Friday, 5 June 2015

Rothschild Bank to pay $11.5m penalty


NEW JERSEY — Rothschild Bank, the Zurich-based private bank of the Rothschild financial dynasty, has become the latest Swiss bank to be fined by the US justice department for helping Americans conceal assets offshore.
The firm, overseen by Baron David de Rothschild and majority-owned by Paris Orleans, would pay a penalty of $11.5m, the department said on Wednesday.
Banca Credinvest, with headquarters on Lake Lugano, had agreed to pay $3m, it said.
The two banks join seven other Swiss firms that have settled with the US on condition that they reveal how they used shell companies and bank secrecy to conceal undeclared assets. More than 100 firms entered the programme at the end of 2013.
Rothschild Bank, which had US-related accounts with an aggregate balance of a maximum $1.5bn, knew it was "highly probable" that some clients did not comply with income tax and reporting obligations, and that some were hiding behind sham entities in Liechtenstein, Panama and the British Virgin Islands, the justice department said.
Rothschild closed 296 accounts of US taxpayers from August 1 2008, to the end of 2013, and encouraged customers to disclose undeclared assets to the US Internal Revenue Service. It had also obtained waivers from some former US clients to circumvent Swiss secrecy laws that normally prohibit banks from giving client names to foreign authorities, the justice department said.
"Rothschild Bank is pleased to reach this agreement … because this brings this historical matter to a conclusion," company spokesman Kilian Borter said.
On an unrelated front, prosecutors investigating Brazil’s largest corruption scandal said they had notified the US of evidence that at least four foreign companies had paid bribes to win Petrobras contracts. The allegations were against units of Samsung Heavy Industries, Skanska, AP Moeller-Maersk and Toyo Engineering, senior prosecutor Carlos Lima said.
Companies might face charges in Brazil that would restrict local operations and possible sanctions under the US Foreign Corrupt Practices Act, he said last week.
Samsung Heavy Industries "has not been contacted by any law enforcement authorities regarding this issue", the South Korean company said. Toyo and its Brazilian affiliate "are entirely unrelated to the bribery scandal of Petrobras", the Japanese company said.

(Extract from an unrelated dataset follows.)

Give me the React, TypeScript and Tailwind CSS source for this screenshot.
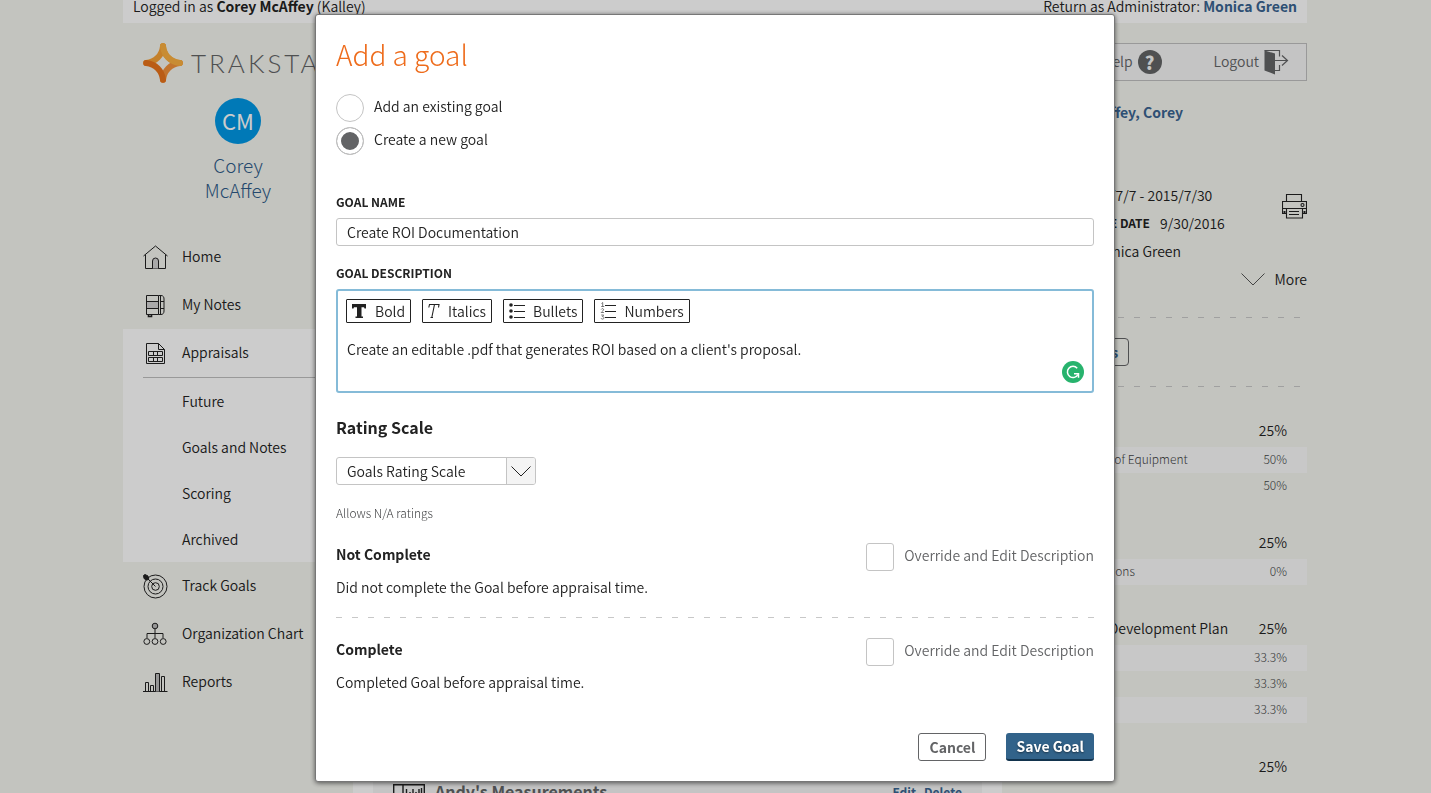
import { useState, type ReactNode } from "react";

const dashed =
  "h-px bg-[repeating-linear-gradient(90deg,#c8c8c8_0px,#c8c8c8_6px,transparent_6px,transparent_16px)]";

function StarLogo() {
  return (
    <svg width="40" height="40" viewBox="0 0 40 40" aria-hidden="true" className="shrink-0">
      <g fill="none" strokeWidth="6" strokeLinecap="round" strokeLinejoin="round">
        <path d="M20 3.200C21 12.500 27.500 19 36.800 20" stroke="#fbb040" />
        <path d="M36.800 20C27.500 21 21 27.500 20 36.800" stroke="#f3923a" />
        <path d="M3.200 20C12.500 19 19 12.500 20 3.200" stroke="#f6a035" />
        <path d="M20 36.800C19 27.500 12.500 21 3.200 20" stroke="#e9731b" />
        <path d="M20 3.200C21 12.500 27.500 19 36.800 20" stroke="#fbb040" />
      </g>
    </svg>
  );
}

function NavIcon({ children }: { children: ReactNode }) {
  return (
    <svg
      width="25"
      height="25"
      viewBox="0 0 25 25"
      fill="none"
      stroke="#222"
      strokeWidth="1"
      aria-hidden="true"
      className="shrink-0"
    >
      {children}
    </svg>
  );
}

const HomeIcon = () => (
  <NavIcon>
    <path d="M.5 11 12.500 1 24.500 11M2.500 9.500V23.500H22.500V9.500" />
    <path d="M9.500 23.500V16a3 3 0 0 1 6 0v7.500" fill="#d4d4d4" />
  </NavIcon>
);

const NotesIcon = () => (
  <NavIcon>
    <path d="M3.500 8.500h12v7h-12z" fill="#d4d4d4" stroke="none" />
    <path d="M3.500 2.500h12v19h-12zM3.500 8.500h12M3.500 15.500h12M17.500 2v20" />
    <path d="M15.500 2.500h2.500c2.500 0 3 2 3 3.500v12c0 2-1 3.500-3 3.500h-2.500M18 8.500h3M18 15.500h3" />
    <path d="M5.500 22v1.500h3V22" strokeWidth="1.600" />
  </NavIcon>
);

const AppraisalsIcon = () => (
  <NavIcon>
    <path d="M3.500 2.500h12l6 6v14h-18zM15.500 2.500v6h6" />
    <path d="M5.500 10.500h14v4h-14zM10.500 10.500v4M14.500 10.500v4M5.500 16.500h14v4h-14zM10.500 16.500v4M14.500 16.500v4" />
  </NavIcon>
);

const TargetIcon = () => (
  <NavIcon>
    <circle cx="12.500" cy="12.500" r="11.500" />
    <circle cx="12.500" cy="12.500" r="7.500" />
    <circle cx="12.500" cy="12.500" r="3.800" />
    <path d="M1 1 12.500 12.500" />
    <path d="M.5 1.500 2 .5l3 1.500.8 3.500-2.300.5L1 4.500z" fill="#222" />
  </NavIcon>
);

const OrgIcon = () => (
  <NavIcon>
    <circle cx="12" cy="4" r="2.800" fill="#bbb" />
    <path d="M12 7v9M4 16v-4.500h16V16" />
    <circle cx="3.800" cy="19.500" r="2.900" />
    <circle cx="12" cy="19.500" r="2.900" />
    <circle cx="20.200" cy="19.500" r="2.900" />
  </NavIcon>
);

const ReportsIcon = () => (
  <NavIcon>
    <path d="M0 21.500h24.500" />
    <path d="M2.500 21.500v-9h3v9M7.500 21.500v-6h3v6M18.500 21.500v-15h3v15" />
    <path d="M12.500 21.500v-18h4v18" fill="#bbb" />
  </NavIcon>
);

function LogoutIcon() {
  return (
    <svg width="25" height="25" viewBox="0 0 25 25" aria-hidden="true">
      <path d="M.5.500h15v6M15.500 15v5.500h-5M11 10.500h12M18 5.500l5.500 5-5.500 5" fill="none" stroke="#636466" strokeWidth="1.200" />
      <path d="M.5.500 11 3.500V24.500L.5 20.500z" fill="#636466" />
    </svg>
  );
}

function PrinterIcon() {
  return (
    <svg width="25" height="25" viewBox="0 0 25 25" fill="none" stroke="#222" strokeWidth="1.100" aria-hidden="true">
      <path d="M4.500 7.500v-7h15v7M.5 14.500v-7h24v7z" />
      <path d="M.5 14.500v5h4M24.500 14.500v5h-4" />
      <path d="M4.500 14.500h16v9.500h-16zM7 17.500h10M7 20.500h10" />
      <circle cx="20.500" cy="11" r="1.500" />
      <path d="M2.500 17v2M22.500 17v2" strokeWidth="2" />
    </svg>
  );
}

const MoreChevron = () => (
  <svg width="24" height="13" viewBox="0 0 24 13" aria-hidden="true">
    <path d="M.5.500 12 12 23.500.5" fill="none" stroke="#555" strokeWidth="1" />
  </svg>
);

const SelectChevron = () => (
  <svg width="20" height="11" viewBox="0 0 20 11" aria-hidden="true">
    <path d="M.5.500 10 10 19.500.5" fill="none" stroke="#222" strokeWidth="1" />
  </svg>
);

const BoldIcon = () => (
  <svg width="18" height="16" viewBox="0 0 18 16" aria-hidden="true">
    <path d="M0 1h14v4.500h-1.500L12 4.200H9.500v9.300H11V15H3.500v-1.500H5V4.200H2L1.500 5.500H0z" fill="#222" />
  </svg>
);

const ItalicIcon = () => (
  <svg width="15" height="16" viewBox="0 0 15 16" fill="none" stroke="#222" strokeWidth="1.100" aria-hidden="true">
    <path d="M.8 4.500 1.500 1.500h9.500L10.500 4.500M6.500 1.500 3.800 14.500M2.500 14.500h2.500" />
  </svg>
);

const BulletsIcon = () => (
  <svg width="19" height="16" viewBox="0 0 19 16" aria-hidden="true">
    <g fill="#222">
      <circle cx="2" cy="2" r="1.800" />
      <circle cx="2" cy="8" r="1.800" />
      <circle cx="2" cy="14" r="1.800" />
    </g>
    <path d="M5 2.500h11M5 8.500h11M5 14.500h11" stroke="#222" />
  </svg>
);

const NumbersIcon = () => (
  <svg width="19" height="18" viewBox="0 0 19 18" aria-hidden="true">
    <g fill="none" stroke="#555" strokeWidth=".8">
      <path d="M1.500 1.500 2.700.5v4M1.200 4.500h3" />
      <path d="M1.200 7.500c.5-1.300 2.500-1 2.400.2 0 .8-1.600 1.600-2.400 2.800h2.700" />
      <path d="M1.200 13h2.500L2.300 14.500c2.200-.2 2.200 2.600.2 2.600-.8 0-1.300-.4-1.500-.9" />
    </g>
    <path d="M5 3.500h11M5 9.500h11M5 15.500h11" stroke="#222" />
  </svg>
);

function GrammarIcon() {
  return (
    <svg width="22" height="22" viewBox="0 0 22 22" aria-hidden="true" className="absolute right-2 bottom-2">
      <circle cx="11" cy="11" r="11" fill="#27b36d" />
      <path d="M15.200 7.200A5.600 5.600 0 1 0 16 13.500" fill="none" stroke="#fff" strokeWidth="1.500" />
      <path d="M12 12.800h4.500v4" fill="none" stroke="#fff" strokeWidth="1.500" />
    </svg>
  );
}

const RulerIcon = () => (
  <svg width="32" height="24" viewBox="0 0 32 24" fill="none" stroke="#222" strokeWidth="1.400" aria-hidden="true">
    <path d="M.7.700h30.600v22H.7zM10 .7v22M13.500 22V5M17 22V8M20 22V5M23 22V8M26 22V5M28.500 22V4" />
  </svg>
);

function NavItem({ icon, label }: { icon: ReactNode; label: string }) {
  return (
    <a href="#" className="flex h-12 items-center gap-[14px] pl-5">
      {icon}
      <span className="pb-0.5">{label}</span>
    </a>
  );
}

function Sidebar() {
  return (
    <aside className="w-[230px] shrink-0 pt-5">
      <div className="flex h-10 items-center gap-2 pl-5 text-[#636466]">
        <StarLogo />
        <span className="font-['Lato','Noto_Sans',sans-serif] text-[26px] leading-10 font-light tracking-[3px]">
          TRAKSTAR
        </span>
      </div>
      <div className="mt-[15px] flex flex-col items-center">
        <div className="flex size-[46px] items-center justify-center rounded-full bg-[#0098e5] text-[22px] font-normal text-white">
          CM
        </div>
        <a href="#" className="mt-2 w-20 text-center text-[19px] leading-[25px] font-light text-[#2f5c8a]">
          Corey McAffey
        </a>
      </div>
      <nav className="mt-[31px]">
        <NavItem icon={<HomeIcon />} label="Home" />
        <NavItem icon={<NotesIcon />} label="My Notes" />
        <div className="bg-white">
          <NavItem icon={<AppraisalsIcon />} label="Appraisals" />
          <div className="ml-5 border-t border-[#c0c0c0]">
            {["Future", "Goals and Notes", "Scoring", "Archived"].map((s) => (
              <a key={s} href="#" className="flex h-[46px] items-center pl-[39px]">
                {s}
              </a>
            ))}
          </div>
        </div>
        <NavItem icon={<TargetIcon />} label="Track Goals" />
        <NavItem icon={<OrgIcon />} label="Organization Chart" />
        <NavItem icon={<ReportsIcon />} label="Reports" />
      </nav>
    </aside>
  );
}

const sections = [
  {
    name: "Core",
    weight: "25%",
    rows: [
      ["Maintenance of Equipment", "50%"],
      ["Quality", "50%"],
    ],
  },
  { name: "Goals", weight: "25%", rows: [["Communications", "0%"]] },
  {
    name: "Professional Development Plan",
    weight: "25%",
    rows: [
      ["Training", "33.3%"],
      ["Mentoring", "33.3%"],
      ["Reading", "33.3%"],
    ],
  },
  { name: "Questions", weight: "25%", rows: [] },
];

function Scores() {
  return (
    <table className="mt-[27px] w-full">
      {sections.map((s) => (
        <tbody key={s.name}>
          <tr className="h-[33px]">
            <td className="pb-0.5 pl-6 whitespace-nowrap">{s.name}</td>
            <td className="pr-5 pb-0.5 text-right">{s.weight}</td>
          </tr>
          {s.rows.map(([name, weight]) => (
            <tr key={name} className="h-[26px] text-xs leading-5 font-light text-[#444547] even:bg-[#fafafa]">
              <td className="pb-0.5 pl-10 whitespace-nowrap">{name}</td>
              <td className="pr-5 pb-0.5 text-right">{weight}</td>
            </tr>
          ))}
          <tr className="h-[27px]">
            <td colSpan={2} />
          </tr>
        </tbody>
      ))}
    </table>
  );
}

function Page() {
  return (
    <div className="h-full overflow-hidden bg-[#f4f5ef] pr-px">
      <div className="mx-auto max-w-[1184px]">
        <div className="flex h-[23px] justify-between bg-white px-[10px] leading-3">
          <p>
            Logged in as <b>Corey McAffey</b> (Kalley)
          </p>
          <p>
            Return as Administrator:{" "}
            <a href="#" className="font-bold text-[#3a6491]">
              Monica Green
            </a>
          </p>
        </div>
        <div className="flex">
          <Sidebar />
          <div className="min-w-0 flex-1 pt-5">
            <div className="flex h-[38px] items-center justify-end border border-[#c0c0c0] bg-[#f5f5f5] pr-[17px] text-[#636466]">
              <a href="#" className="flex items-center gap-[5px]">
                <span className="pb-0.5">Help</span>
                <span className="flex size-6 items-center justify-center rounded-full bg-[#636466] text-lg font-black text-[#f5f5f5]">
                  ?
                </span>
              </a>
              <a href="#" className="ml-[52px] flex items-center gap-[5px]">
                <span className="pb-0.5">Logout</span>
                <LogoutIcon />
              </a>
            </div>
            <div className="flex">
              <main className="flex min-w-0 flex-1 flex-col bg-white px-5 pt-[690px]">
                <article className="flex h-40 items-start gap-[10px] bg-[#f5f5f5] px-5 pt-[13px]">
                  <RulerIcon />
                  <h2 className="flex-1 text-base leading-[14px] font-bold text-[#636466]">Andy&apos;s Measurements</h2>
                  <p className="flex gap-2 text-xs font-bold text-[#3a6491]">
                    <a href="#">Edit</a>
                    <a href="#">Delete</a>
                  </p>
                </article>
              </main>
              <section className="w-[305px] shrink-0">
                <h2 className="mt-[19px] pl-20 leading-6 font-bold text-[#3a6491]">McAffey, Corey</h2>
                <div className="mt-[57px] flex items-start justify-between pl-[22px] leading-7">
                  <dl className="whitespace-nowrap">
                    <div className="flex gap-[10px]">
                      <dt className="text-xs leading-7 font-bold">PERIOD</dt>
                      <dd>2014/7/7 - 2015/7/30</dd>
                    </div>
                    <div className="flex gap-[10px]">
                      <dt className="text-xs leading-7 font-bold">APPRAISAL DUE DATE</dt>
                      <dd>9/30/2016</dd>
                    </div>
                    <div className="flex gap-[10px]">
                      <dt className="text-xs leading-7 font-bold">MANAGER</dt>
                      <dd>Monica Green</dd>
                    </div>
                  </dl>
                  <button type="button" aria-label="Print" className="mt-[13px]">
                    <PrinterIcon />
                  </button>
                </div>
                <button type="button" className="ml-auto flex h-7 items-center gap-[9px]">
                  <MoreChevron />
                  More
                </button>
                <div className={`mt-6 mr-[7px] ml-5 ${dashed}`} />
                <div className="flex py-5 pl-5">
                  <button
                    type="button"
                    className="h-7 rounded-sm border border-[#636466] px-[10px] leading-6 font-bold text-[#3a6491]"
                  >
                    Print Details
                  </button>
                </div>
                <div className={`mr-[7px] ml-5 ${dashed}`} />
                <Scores />
              </section>
            </div>
          </div>
        </div>
      </div>
    </div>
  );
}

function ToolButton({ icon, label }: { icon: ReactNode; label: string }) {
  return (
    <button type="button" className="flex h-6 items-center gap-[5px] rounded-[1px] border border-[#222] px-[5px] leading-5">
      {icon}
      {label}
    </button>
  );
}

function RatingItem({ id, title, text }: { id: string; title: string; text: string }) {
  return (
    <div className="pb-px">
      <div className="flex h-7 items-center justify-between">
        <h4 className="pb-1.5 leading-6 font-bold">{title}</h4>
        <div className="flex items-center gap-[10px]">
          <input id={id} type="checkbox" className="size-7 appearance-none rounded-[3px] border border-[#c4c4c4] bg-white checked:bg-[#636466]" />
          <label htmlFor={id} className="pb-1 leading-6 text-[#636466]">
            Override and Edit Description
          </label>
        </div>
      </div>
      <p className="mt-1 leading-6">{text}</p>
    </div>
  );
}

function GoalDialog() {
  const [mode, setMode] = useState("new");
  const radio =
    "size-7 appearance-none rounded-full border border-[#c4c4c4] checked:bg-[#636466] checked:shadow-[inset_0_0_0_4px_white]";
  return (
    <form
      role="dialog"
      aria-labelledby="dialog-title"
      onSubmit={(e) => e.preventDefault()}
      className="w-full max-w-[800px] rounded-[3px] border border-[#777] bg-white p-5 shadow-[0_1px_5px_rgba(0,0,0,0.6)]"
    >
      <h1 id="dialog-title" className="-mt-px text-[28px] leading-10 font-light text-[#ee6c1c]">
        Add a goal
      </h1>
      <div className="mt-5 flex flex-col gap-[5px]">
        <div className="flex h-7 items-center gap-[10px]">
          <input id="existing" type="radio" name="mode" checked={mode === "existing"} onChange={() => setMode("existing")} className={radio} />
          <label htmlFor="existing" className="pb-1 leading-6">Add an existing goal</label>
        </div>
        <div className="flex h-7 items-center gap-[10px]">
          <input id="new" type="radio" name="mode" checked={mode === "new"} onChange={() => setMode("new")} className={radio} />
          <label htmlFor="new" className="pb-1 leading-6">Create a new goal</label>
        </div>
      </div>
      <label htmlFor="goal-name" className="mt-[37px] block text-xs leading-5 font-bold">
        GOAL NAME
      </label>
      <input
        id="goal-name"
        defaultValue="Create ROI Documentation"
        className="mt-1.5 block h-7 w-full rounded-[3px] border border-[#c4c4c4] px-[10px] outline-none"
      />
      <label htmlFor="goal-desc" className="mt-[17px] block text-xs leading-5 font-bold">
        GOAL DESCRIPTION
      </label>
      <div className="relative mt-1.5 rounded-[3px] border-2 border-[#85bbd8] p-2">
        <div className="flex gap-[11px]">
          <ToolButton icon={<BoldIcon />} label="Bold" />
          <ToolButton icon={<ItalicIcon />} label="Italics" />
          <ToolButton icon={<BulletsIcon />} label="Bullets" />
          <ToolButton icon={<NumbersIcon />} label="Numbers" />
        </div>
        <textarea
          id="goal-desc"
          rows={2}
          defaultValue="Create an editable .pdf that generates ROI based on a client's proposal."
          className="mt-[14px] block h-[46px] w-full resize-none overflow-hidden px-px leading-6 outline-none"
        />
        <GrammarIcon />
      </div>
      <h3 className="mt-[22px] text-base leading-6 font-bold">
        <label htmlFor="scale">Rating Scale</label>
      </h3>
      <div className="relative mt-[18px] w-[200px]">
        <select id="scale" className="block h-7 w-full appearance-none rounded-[3px] border border-[#c4c4c4] bg-white px-[10px] outline-none">
          <option>Goals Rating Scale</option>
        </select>
        <span className="pointer-events-none absolute inset-y-px right-px flex w-[29px] items-center justify-center rounded-r-[2px] border-l border-[#c4c4c4] bg-[#f4f4f4]">
          <SelectChevron />
        </span>
      </div>
      <p className="mt-[18px] text-xs leading-5 font-light text-[#444547]">Allows N/A ratings</p>
      <div className="mt-5">
        <RatingItem id="override-1" title="Not Complete" text="Did not complete the Goal before appraisal time." />
        <div className={`mt-[17px] mb-5 ${dashed}`} />
        <RatingItem id="override-2" title="Complete" text="Completed Goal before appraisal time." />
      </div>
      <div className="mt-[38px] flex justify-end gap-5">
        <button type="button" className="h-7 rounded-[3px] border border-[#636466] px-[10px] leading-6 font-bold text-[#636466]">
          Cancel
        </button>
        <button
          type="submit"
          className="h-7 rounded-[3px] border-b-2 border-[#12334d] bg-[#32638a] px-[10px] leading-6 font-bold text-white [text-shadow:0_1px_2px_rgba(0,0,0,0.5)]"
        >
          Save Goal
        </button>
      </div>
    </form>
  );
}

export default function App() {
  return (
    <div className="h-screen overflow-hidden font-['Noto_Sans_CJK_SC',sans-serif] text-sm font-[350] text-[#222]">
      <Page />
      <div className="fixed inset-0 flex items-start justify-center overflow-hidden bg-black/20 pt-[14px] pr-px">
        <GoalDialog />
      </div>
    </div>
  );
}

Maersk said bribes were strictly forbidden for any employee or third party, that commissions were paid within industry norms, and that it had found no indication of improper activity. The Danish company had not been contacted by authorities.
Skanska said it had zero tolerance for unethical business practices and is investigating internally.
Petrobras, which prosecutors see as a victim of individual executives, is controlled by the state and its employees are deemed to be public officials. The US department of justice declined to comment on its role in the investigation. Petrobras did not reply to requests for comment.
In other news on bank settlements with regulators, a trader fired by Deutsche Bank as part of its London interbank offered rate rigging settlement with the New York Department of Financial Services is suing the bank over bonus payments that may total more than £5m.
Yves Paturel filed the suit along with a second trader, Gavin Black, in a London court in January, according to the filing, made available by the court on Wednesday. The pair were dismissed in April. Black has withdrawn his claim.